When I was younger and someone said “You are just like your mother”, I would retaliate with a resounding “NO!”
It took me 23 years to know that my mother is the most beautiful woman I will ever know; that the first face I had recognized was of the person who would make me her world for the rest of her life. Some women are natural mothers, my mother is super-natural. No, really!
She is not the typical can-find-anything-that-is-lost (which she can), or the Bollywood inspired who knows when you are only steps away from home (which she does) but she's been unconventional in so many ways. She’s always been some kind of helicopter mother; and I had issues with that, obviously. But that is the beauty of a mother-daughter relationship; one doesn’t want to be anything like the other, while the other is always looking out to see that it never happens. “Don’t make the mistakes that I made” she says very nostalgically. But somewhere along this road, there is a chance of finding a beautiful friendship, of never ever needing a best friend again. Of never worrying about hurting someone so much that they would never speak to you again, even if they say so in the moment. The chance that you may never have to go to the movies alone. The chance that on the day you walk in with your hair dyed electric blue instead of a raging fit all you get is, "Its... different."
Just like any two people who care about each other, we fight a lot, shout and scream. But the optimism with which we share ice-cream later is a tiny miracle. My mother is the glue that holds our family together, a go-to person for almost everyone in the house.
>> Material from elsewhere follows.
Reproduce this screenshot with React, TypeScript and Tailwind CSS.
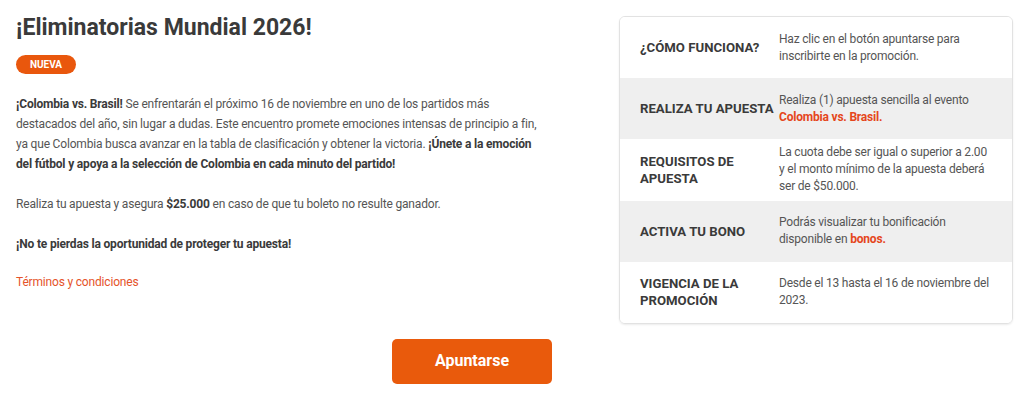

In a world where children should be tied to their beds in chains, my mother never said no for anything, all she said was “Do what’s right for you” -so if you think going for a sleepover only a day before the most crucial exam of your life is the thing to do, so be it. She is my 1st expert for everything, my first example and inspiration for carrying myself into the world and its wide possibilities. For what am I if not a summation of her qualities?
On my birthdays, she wouldn’t buy me dolls or chocolates, she would buy books. On my report day, she wouldn’t be in a hurry to leave, but she would meet ALL the teachers, which was usually followed by getting me the bribe she knew I didn’t need to score well. On my graduation day, she cried and on the first overnight trip she ever sent me for, she called to ask “Can you sleep without me?” Even though my father still thinks I am 3 years old, my mother always treated me like an adult, but there are still those“You are still too young for….” arguments.
The first time I brought a guy home, she decided to shove a family-tree-scrapbook I made in 5thGrade in his face and explained to him where exactly he would fit in. And that led to the most awkward conversation of my life where I had to explain to my naïve mother that I didn’t intend to marry every guy I brought home, which led to several puzzled looks from her end finally ending with “Alright then, I need to cook.” The first time I had my heart broken, she said "It hurts but its okay, I understand." instead of telling me, how I was too young to be in love anyway. I wish to be half the mother she is to me. To be half the friend she is. To be half the kind of cook she is. And with all those halves my children would be full lucky. So now so many years later when someone says that I am just like my mother, I say “Thank you!”